On another research frontier, due to the random failures, repairs of the network components, and/or sudden environment switching, the random mode switches would occur in the neural networks [22]. Such a phenomenon can be efficiently characterized by using the Markovian chain, and hence the Markovian jumping neural networks have attracted a great deal of research interest in the past ten years [23], [24], [25], [26]. For instance, in [23], [24], new delay-dependent robust exponential stability conditions have been given for Markovian jump stochastic neural networks with simultaneous presence of the parameter uncertainties and time-delays. In [26], the problems of stability and synchronization have been investigated for Markovian switching neural networks with stochastic perturbation, where both the coupling information and the impulsive delay have been fully reflected in the developed synchronization criteria. Very recently, in [22], the asymptotical synchronization problem has been investigated for an array of identical neutral-type recurrent neural networks subject to Markovian jumping parameters, mode-dependent discrete time-delays and mode-dependent unbounded distributed time-delays, where a semi-definite programme approach has been developed to establish the sufficient criteria guaranteeing the asymptotical synchronization of the coupled recurrent neural networks in mean square sense. However, the exponential stability problem for Markovian jumping Cohen–Grossberg neural networks with mixed mode-dependent time-delays has not been fully addressed, which constitutes the main motivation of the current research.

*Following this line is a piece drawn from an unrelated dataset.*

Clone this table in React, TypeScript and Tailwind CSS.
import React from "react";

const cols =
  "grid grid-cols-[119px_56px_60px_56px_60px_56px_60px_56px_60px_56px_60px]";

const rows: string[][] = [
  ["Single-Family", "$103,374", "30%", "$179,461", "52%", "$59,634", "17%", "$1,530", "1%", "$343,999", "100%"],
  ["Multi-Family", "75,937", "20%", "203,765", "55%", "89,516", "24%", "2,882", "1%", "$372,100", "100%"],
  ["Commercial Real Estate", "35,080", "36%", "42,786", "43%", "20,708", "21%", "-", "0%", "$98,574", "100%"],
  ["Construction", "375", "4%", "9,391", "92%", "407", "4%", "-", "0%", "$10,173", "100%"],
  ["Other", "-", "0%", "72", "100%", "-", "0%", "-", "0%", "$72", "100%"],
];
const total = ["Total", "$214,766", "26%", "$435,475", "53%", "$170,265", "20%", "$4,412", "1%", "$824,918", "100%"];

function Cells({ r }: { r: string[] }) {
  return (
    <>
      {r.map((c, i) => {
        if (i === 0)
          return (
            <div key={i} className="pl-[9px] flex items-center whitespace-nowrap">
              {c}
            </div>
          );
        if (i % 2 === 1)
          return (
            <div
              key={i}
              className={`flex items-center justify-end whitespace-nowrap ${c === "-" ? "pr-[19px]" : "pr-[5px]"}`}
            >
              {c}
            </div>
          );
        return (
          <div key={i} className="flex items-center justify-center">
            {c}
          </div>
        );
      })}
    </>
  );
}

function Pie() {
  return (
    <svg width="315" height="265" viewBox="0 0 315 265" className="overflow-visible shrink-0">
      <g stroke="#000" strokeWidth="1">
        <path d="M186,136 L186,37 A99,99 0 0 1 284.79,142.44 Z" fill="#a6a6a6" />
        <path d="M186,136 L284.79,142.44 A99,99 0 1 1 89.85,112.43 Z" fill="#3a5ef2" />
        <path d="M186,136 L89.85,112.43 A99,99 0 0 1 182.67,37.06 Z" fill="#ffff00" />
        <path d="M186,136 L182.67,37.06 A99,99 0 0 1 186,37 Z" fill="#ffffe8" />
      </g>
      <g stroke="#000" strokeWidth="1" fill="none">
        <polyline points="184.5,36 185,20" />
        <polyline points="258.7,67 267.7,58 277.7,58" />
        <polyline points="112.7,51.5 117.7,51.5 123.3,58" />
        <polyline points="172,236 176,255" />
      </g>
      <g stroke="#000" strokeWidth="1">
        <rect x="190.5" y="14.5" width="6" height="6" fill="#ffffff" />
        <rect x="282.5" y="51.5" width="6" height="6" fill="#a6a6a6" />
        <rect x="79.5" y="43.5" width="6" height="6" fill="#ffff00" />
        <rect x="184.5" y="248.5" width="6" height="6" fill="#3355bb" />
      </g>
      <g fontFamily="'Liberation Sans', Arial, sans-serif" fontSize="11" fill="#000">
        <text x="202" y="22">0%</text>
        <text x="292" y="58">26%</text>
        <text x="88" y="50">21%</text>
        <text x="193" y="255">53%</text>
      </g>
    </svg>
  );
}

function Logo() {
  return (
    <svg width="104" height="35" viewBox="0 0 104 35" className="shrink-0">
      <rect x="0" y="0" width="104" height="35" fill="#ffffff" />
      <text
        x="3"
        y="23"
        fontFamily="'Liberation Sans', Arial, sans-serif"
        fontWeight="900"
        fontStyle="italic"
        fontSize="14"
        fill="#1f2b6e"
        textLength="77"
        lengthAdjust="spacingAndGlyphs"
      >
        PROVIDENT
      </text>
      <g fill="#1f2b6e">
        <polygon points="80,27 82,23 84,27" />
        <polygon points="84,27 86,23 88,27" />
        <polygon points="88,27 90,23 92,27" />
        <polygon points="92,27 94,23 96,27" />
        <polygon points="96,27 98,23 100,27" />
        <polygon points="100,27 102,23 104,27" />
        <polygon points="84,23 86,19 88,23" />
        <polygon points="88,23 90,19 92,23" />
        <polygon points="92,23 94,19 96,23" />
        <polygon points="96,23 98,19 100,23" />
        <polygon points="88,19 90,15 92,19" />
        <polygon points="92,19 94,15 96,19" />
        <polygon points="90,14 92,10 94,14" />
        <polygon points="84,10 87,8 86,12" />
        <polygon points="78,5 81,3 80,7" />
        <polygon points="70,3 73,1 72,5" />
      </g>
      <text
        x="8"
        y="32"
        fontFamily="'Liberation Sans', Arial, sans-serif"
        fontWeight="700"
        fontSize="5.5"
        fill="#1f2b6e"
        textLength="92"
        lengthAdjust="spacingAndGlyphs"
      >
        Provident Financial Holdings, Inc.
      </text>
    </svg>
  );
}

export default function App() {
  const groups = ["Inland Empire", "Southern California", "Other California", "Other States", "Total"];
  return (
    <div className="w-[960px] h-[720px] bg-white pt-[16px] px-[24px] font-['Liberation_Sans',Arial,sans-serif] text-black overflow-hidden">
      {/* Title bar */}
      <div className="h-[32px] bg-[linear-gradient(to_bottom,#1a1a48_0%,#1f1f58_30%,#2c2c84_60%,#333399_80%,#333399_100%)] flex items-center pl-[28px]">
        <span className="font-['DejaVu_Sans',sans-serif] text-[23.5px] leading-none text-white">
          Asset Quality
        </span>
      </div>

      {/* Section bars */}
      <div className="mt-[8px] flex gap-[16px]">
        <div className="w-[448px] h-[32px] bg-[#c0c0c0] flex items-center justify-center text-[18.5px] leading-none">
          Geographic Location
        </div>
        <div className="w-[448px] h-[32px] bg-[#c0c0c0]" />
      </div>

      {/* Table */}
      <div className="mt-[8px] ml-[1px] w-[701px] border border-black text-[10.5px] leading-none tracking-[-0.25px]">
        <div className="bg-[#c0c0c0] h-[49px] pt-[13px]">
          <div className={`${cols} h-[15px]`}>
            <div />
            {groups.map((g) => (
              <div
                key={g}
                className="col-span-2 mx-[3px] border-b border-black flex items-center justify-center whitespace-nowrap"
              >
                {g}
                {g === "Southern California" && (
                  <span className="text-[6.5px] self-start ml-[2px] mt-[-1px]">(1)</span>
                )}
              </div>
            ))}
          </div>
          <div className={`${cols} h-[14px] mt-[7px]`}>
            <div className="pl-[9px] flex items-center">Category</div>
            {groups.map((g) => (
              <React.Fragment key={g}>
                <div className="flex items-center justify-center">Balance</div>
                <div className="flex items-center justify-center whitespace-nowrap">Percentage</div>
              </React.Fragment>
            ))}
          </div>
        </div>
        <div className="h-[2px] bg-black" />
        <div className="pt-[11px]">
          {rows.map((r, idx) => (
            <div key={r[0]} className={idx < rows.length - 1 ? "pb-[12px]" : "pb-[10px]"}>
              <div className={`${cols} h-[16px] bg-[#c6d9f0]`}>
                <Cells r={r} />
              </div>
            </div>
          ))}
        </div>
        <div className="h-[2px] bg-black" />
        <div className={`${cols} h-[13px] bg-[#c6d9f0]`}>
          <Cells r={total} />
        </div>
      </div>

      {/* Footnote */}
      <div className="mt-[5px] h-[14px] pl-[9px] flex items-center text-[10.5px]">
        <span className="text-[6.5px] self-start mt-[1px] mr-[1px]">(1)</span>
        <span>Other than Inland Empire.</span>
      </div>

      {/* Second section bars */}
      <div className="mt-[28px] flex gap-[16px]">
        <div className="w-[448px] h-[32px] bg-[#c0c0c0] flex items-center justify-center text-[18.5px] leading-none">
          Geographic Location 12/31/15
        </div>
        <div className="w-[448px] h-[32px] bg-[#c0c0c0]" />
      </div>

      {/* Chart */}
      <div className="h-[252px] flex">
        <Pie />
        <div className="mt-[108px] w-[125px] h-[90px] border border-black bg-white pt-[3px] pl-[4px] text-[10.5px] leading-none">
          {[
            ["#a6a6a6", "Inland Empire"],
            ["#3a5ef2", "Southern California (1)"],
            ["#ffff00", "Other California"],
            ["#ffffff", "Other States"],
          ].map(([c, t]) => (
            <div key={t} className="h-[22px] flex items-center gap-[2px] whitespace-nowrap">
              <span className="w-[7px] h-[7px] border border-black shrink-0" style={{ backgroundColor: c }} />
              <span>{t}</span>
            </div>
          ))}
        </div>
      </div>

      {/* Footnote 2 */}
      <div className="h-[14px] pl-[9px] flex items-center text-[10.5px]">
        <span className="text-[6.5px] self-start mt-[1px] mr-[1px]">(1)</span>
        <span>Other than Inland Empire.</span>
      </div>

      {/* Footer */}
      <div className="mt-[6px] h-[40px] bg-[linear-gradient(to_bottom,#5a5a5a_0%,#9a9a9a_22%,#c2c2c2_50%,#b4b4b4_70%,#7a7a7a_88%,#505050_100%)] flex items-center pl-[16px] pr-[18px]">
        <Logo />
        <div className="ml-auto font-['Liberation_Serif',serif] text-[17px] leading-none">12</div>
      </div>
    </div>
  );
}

The main contributions of this paper is to establish a novel framework to deal with the exponential stability problem for a class of Cohen–Grossberg neural networks with simultaneous presence of Markovian jumping parameters and mixed time-delays. By using the Lyapunov stability theory and stochastic analysis technique, the stability problem of the addressed Cohen–Grossberg neural networks is converted into the feasibility problem of a set of linear matrix inequalities. By constructing a new Lyapunov–Krasovskii functional, sufficient criteria are given such that the considered Cohen–Grossberg neural networks are exponentially stable in mean square sense if a set of linear matrix inequalities is feasible. It is worth mentioning that the proposed results are delay-dependent and can be easily solved by using the Matlab toolbox. Finally, a numerical example is utilized to show the feasibility and applicability of the proposed exponential stability criterion.

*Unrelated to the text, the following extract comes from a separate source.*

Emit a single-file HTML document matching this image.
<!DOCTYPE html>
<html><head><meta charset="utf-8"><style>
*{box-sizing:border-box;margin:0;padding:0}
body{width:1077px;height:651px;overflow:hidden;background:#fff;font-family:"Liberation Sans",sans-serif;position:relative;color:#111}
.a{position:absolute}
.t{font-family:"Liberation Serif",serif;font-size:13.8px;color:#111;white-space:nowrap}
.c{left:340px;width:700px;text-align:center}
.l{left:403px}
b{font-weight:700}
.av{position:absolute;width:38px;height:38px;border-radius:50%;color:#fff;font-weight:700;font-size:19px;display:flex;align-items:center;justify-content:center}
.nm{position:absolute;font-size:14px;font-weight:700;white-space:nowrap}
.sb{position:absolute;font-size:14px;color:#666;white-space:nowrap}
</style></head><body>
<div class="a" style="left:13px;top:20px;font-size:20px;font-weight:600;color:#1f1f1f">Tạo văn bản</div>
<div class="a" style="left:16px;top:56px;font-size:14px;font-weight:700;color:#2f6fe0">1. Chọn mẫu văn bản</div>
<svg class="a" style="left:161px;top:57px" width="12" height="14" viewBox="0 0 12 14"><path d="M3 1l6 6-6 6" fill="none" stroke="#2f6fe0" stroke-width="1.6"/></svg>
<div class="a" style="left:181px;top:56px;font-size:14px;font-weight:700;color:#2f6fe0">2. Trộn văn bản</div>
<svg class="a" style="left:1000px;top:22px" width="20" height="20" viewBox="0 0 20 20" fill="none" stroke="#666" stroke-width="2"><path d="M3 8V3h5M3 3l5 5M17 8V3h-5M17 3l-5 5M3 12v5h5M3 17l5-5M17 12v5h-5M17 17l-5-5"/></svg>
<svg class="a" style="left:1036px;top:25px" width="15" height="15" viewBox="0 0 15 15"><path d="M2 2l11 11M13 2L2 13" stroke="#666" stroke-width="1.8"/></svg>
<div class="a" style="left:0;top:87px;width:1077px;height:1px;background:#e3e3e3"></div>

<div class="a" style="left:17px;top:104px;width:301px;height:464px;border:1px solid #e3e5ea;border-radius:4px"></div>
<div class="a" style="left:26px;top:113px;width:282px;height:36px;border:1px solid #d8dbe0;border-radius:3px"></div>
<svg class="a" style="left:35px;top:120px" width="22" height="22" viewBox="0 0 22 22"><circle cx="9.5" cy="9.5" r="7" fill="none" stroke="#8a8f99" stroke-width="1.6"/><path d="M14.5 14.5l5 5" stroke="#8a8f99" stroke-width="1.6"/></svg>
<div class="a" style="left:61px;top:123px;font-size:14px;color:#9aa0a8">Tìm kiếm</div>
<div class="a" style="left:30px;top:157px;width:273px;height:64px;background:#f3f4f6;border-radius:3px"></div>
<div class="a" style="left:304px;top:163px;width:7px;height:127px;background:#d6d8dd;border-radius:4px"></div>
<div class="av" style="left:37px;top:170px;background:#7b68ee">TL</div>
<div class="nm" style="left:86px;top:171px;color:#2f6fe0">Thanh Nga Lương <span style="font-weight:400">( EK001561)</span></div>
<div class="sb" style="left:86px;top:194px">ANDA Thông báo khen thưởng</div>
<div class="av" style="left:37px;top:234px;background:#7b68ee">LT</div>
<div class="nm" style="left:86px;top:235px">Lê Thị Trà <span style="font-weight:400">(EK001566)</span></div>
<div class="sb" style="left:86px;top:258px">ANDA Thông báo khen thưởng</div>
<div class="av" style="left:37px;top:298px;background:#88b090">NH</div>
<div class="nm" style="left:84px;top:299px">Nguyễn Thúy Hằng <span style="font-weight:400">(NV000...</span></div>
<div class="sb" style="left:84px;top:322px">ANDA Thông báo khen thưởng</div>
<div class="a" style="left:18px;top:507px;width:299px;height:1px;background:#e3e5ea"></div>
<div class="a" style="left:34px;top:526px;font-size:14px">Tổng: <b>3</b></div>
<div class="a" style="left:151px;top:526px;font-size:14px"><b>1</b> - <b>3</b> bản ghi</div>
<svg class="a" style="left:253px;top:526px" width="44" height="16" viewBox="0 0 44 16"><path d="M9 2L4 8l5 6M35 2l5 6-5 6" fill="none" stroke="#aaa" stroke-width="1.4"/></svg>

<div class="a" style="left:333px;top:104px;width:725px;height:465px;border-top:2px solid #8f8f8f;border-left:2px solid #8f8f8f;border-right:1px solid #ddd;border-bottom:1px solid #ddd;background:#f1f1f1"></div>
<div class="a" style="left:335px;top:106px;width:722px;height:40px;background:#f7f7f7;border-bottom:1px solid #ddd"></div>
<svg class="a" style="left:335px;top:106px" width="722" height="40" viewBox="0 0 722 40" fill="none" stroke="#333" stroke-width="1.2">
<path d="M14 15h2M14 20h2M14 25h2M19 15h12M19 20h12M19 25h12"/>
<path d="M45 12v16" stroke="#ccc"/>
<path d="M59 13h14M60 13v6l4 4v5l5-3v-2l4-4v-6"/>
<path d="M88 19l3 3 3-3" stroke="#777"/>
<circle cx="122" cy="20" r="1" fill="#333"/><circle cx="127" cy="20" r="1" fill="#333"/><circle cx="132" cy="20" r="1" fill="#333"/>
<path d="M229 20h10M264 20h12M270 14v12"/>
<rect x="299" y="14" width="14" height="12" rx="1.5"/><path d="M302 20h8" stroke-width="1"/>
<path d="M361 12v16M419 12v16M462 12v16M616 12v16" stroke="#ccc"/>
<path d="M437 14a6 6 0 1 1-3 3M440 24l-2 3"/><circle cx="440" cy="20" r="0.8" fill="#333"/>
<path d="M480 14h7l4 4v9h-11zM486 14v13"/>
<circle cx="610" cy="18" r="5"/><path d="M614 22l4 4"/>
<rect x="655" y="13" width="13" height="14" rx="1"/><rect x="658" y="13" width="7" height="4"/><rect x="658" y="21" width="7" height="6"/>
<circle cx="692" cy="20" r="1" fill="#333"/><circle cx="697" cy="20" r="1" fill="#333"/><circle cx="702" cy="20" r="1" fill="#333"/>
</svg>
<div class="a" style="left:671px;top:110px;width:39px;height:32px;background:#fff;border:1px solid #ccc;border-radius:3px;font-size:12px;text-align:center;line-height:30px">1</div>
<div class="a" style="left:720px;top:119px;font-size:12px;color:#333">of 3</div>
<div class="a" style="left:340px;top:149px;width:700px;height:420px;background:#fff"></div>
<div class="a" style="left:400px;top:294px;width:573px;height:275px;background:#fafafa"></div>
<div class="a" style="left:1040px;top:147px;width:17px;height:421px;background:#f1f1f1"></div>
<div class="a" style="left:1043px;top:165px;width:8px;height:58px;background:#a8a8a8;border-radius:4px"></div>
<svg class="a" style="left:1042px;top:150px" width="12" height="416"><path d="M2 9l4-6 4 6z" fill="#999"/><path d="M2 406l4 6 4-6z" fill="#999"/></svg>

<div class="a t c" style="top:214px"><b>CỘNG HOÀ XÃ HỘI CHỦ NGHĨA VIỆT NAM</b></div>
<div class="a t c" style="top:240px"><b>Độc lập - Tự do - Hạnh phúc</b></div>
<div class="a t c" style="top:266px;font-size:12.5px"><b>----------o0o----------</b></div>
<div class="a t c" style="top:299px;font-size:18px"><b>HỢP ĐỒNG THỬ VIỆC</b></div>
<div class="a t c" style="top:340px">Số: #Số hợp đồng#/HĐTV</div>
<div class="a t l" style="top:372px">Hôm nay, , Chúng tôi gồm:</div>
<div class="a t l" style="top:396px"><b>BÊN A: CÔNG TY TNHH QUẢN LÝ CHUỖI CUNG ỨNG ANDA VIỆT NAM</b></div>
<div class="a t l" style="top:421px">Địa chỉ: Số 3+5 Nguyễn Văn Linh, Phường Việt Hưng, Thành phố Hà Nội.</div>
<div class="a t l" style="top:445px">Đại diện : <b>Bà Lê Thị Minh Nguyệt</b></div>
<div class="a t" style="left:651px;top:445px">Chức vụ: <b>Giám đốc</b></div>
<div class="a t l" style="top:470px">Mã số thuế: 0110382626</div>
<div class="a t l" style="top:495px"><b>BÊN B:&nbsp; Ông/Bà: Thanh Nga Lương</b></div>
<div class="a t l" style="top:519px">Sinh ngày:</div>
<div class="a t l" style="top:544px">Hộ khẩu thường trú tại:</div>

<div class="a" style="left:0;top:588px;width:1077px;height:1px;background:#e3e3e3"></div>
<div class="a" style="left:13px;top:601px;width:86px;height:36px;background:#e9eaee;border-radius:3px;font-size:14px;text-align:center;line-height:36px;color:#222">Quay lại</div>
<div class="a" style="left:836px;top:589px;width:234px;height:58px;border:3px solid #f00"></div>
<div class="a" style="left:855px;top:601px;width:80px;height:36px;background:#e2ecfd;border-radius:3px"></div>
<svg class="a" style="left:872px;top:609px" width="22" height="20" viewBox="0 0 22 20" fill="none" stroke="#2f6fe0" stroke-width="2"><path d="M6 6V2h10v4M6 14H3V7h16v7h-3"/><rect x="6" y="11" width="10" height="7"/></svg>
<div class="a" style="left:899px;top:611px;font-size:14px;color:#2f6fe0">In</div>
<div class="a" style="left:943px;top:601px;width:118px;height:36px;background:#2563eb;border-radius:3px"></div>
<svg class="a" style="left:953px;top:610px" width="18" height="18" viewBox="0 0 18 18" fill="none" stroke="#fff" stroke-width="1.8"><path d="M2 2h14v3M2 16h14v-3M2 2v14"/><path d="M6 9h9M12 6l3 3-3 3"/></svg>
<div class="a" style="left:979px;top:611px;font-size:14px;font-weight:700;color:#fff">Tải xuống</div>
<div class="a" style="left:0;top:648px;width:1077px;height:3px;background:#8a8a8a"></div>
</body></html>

The rest of this paper is organized as follows. In Section 2, the problem under consideration is briefly introduced. In Section 3, a new Lyapunov–Krasovskii functional is constructed, and some stability criteria are given in terms of a set of linear matrix inequalities that can be easily solved by using the semi-definite program method. A simulation example is provided in Section 4 to show the feasibility and effectiveness of the presented results. This paper is concluded in Section 5.

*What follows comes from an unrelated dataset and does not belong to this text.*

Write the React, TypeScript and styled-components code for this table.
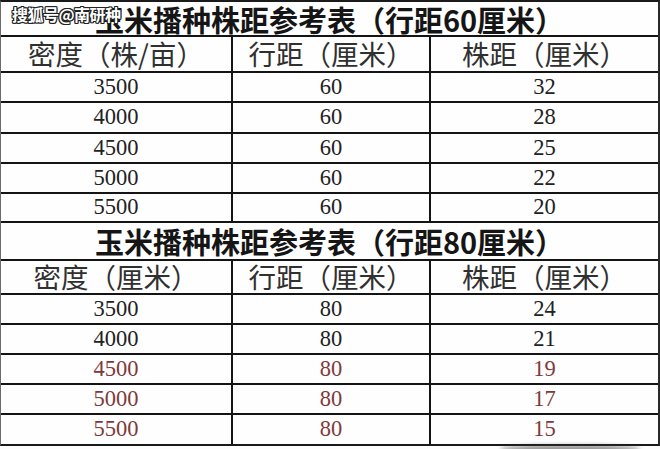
import { Fragment } from "react";
import styled, { createGlobalStyle } from "styled-components";

const GlobalStyle = createGlobalStyle`
  html, body {
    margin: 0;
    padding: 0;
    background: #fdfdfd;
  }
  * {
    box-sizing: border-box;
  }
`;

interface Section {
  title: string;
  titleHeight: number;
  headers: string[];
  headerHeight: number;
  rows: { values: string[]; height: number; warn?: boolean }[];
}

const sections: Section[] = [
  {
    title: "玉米播种株距参考表（行距60厘米）",
    titleHeight: 33,
    headers: ["密度（株/亩）", "行距（厘米）", "株距（厘米）"],
    headerHeight: 34,
    rows: [
      { values: ["3500", "60", "32"], height: 28 },
      { values: ["4000", "60", "28"], height: 29 },
      { values: ["4500", "60", "25"], height: 28 },
      { values: ["5000", "60", "22"], height: 28 },
      { values: ["5500", "60", "20"], height: 27 },
    ],
  },
  {
    title: "玉米播种株距参考表（行距80厘米）",
    titleHeight: 36,
    headers: ["密度（厘米）", "行距（厘米）", "株距（厘米）"],
    headerHeight: 32,
    rows: [
      { values: ["3500", "80", "24"], height: 28 },
      { values: ["4000", "80", "21"], height: 28 },
      { values: ["4500", "80", "19"], height: 28, warn: true },
      { values: ["5000", "80", "17"], height: 28, warn: true },
      { values: ["5500", "80", "15"], height: 29, warn: true },
    ],
  },
];

const rowTemplate = sections
  .flatMap((s) => [s.titleHeight, s.headerHeight, ...s.rows.map((r) => r.height)])
  .map((h) => `${h}px`)
  .join(" ");

const Page = styled.div`
  position: relative;
  width: 660px;
  height: 449px;
  overflow: hidden;
  background: #fdfdfd;
`;

const Sheet = styled.div<{ $rows: string }>`
  display: grid;
  grid-template-columns: 230px 196px 227px;
  grid-template-rows: ${(p) => p.$rows};
  gap: 2px;
  width: 660px;
  background: #141414;
  border-top: 2px solid #1a1a1a;
  border-left: 1px solid #6a6a6a;
  border-right: 2px solid #2a2a2a;
  border-bottom: 2px solid #1a1a1a;
`;

const Cell = styled.div`
  display: flex;
  align-items: center;
  justify-content: center;
  background: #fefefe;
  white-space: nowrap;
  line-height: 1;
`;

const TitleCell = styled(Cell)`
  grid-column: 1 / -1;
  padding-top: 1px;
  font-family: "Noto Sans CJK SC", "Noto Sans", sans-serif;
  font-weight: 700;
  font-size: 29px;
  color: #151515;
`;

const HeadCell = styled(Cell)`
  font-family: "Noto Sans CJK SC", "Noto Sans", sans-serif;
  font-weight: 400;
  font-size: 27.5px;
  color: #303030;
`;

const DataCell = styled(Cell)<{ $warn?: boolean }>`
  font-family: "Liberation Serif", "Times New Roman", serif;
  font-size: 22.5px;
  color: ${(p) => (p.$warn ? "#7e3a3a" : "#222")};
`;

const Watermark = styled.div`
  position: absolute;
  left: 12px;
  top: 6px;
  font-family: "Noto Sans CJK SC", sans-serif;
  font-weight: 700;
  font-size: 16px;
  line-height: 1.1;
  letter-spacing: -0.5px;
  color: #ffffff;
  text-shadow: 1px 0 0 #222, -1px 0 0 #222, 0 1px 0 #222, 0 -1px 0 #222,
    1px 1px 0 #222, -1px -1px 0 #222, 1px -1px 0 #222, -1px 1px 0 #222;
`;

const Smudge = styled.div`
  position: absolute;
  left: 500px;
  bottom: -4px;
  width: 140px;
  height: 8px;
  border-radius: 50%;
  background: rgba(60, 60, 60, 0.55);
  filter: blur(2px);
`;

export default function App() {
  return (
    <Page>
      <GlobalStyle />
      <Sheet $rows={rowTemplate}>
        {sections.map((s) => (
          <Fragment key={s.title}>
            <TitleCell>{s.title}</TitleCell>
            {s.headers.map((h, i) => (
              <HeadCell key={h + i}>{h}</HeadCell>
            ))}
            {s.rows.map((r, ri) =>
              r.values.map((v, ci) => (
                <DataCell key={`${ri}-${ci}`} $warn={r.warn}>
                  {v}
                </DataCell>
              ))
            )}
          </Fragment>
        ))}
      </Sheet>
      <Watermark>搜狐号@南研种</Watermark>
      <Smudge />
    </Page>
  );
}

Notations: The notations used throughout the paper are standard. ${\mathbb{R}}^n$ denotes the n-dimensional Euclidean space. For a matrix X, X^T represents its transpose. The notation $X>0(X\ge 0)$ represents that matrix X is symmetric and positive definite (positive semi-definite). $\left|·\right|$ stands for the Euclidean norm of a vector. $\mathrm{diag}\{\cdots \}$ denotes a block-diagonal matrix. $\mathbb{E}\left\{x\right\}$ is the mathematical expectation of x and $\mathbb{E}\left\{x\right|y\}$ is the mathematical expectation of x conditional on y. I and 0 represent the identity matrix and the zero matrix with appropriate dimensions, respectively. In symmetric block matrices or long matrix expressions, we use a star “⁎” to represent a term that is induced by symmetry. Matrices, if their dimensions are not explicitly stated, are assumed to be compatible for algebraic operations.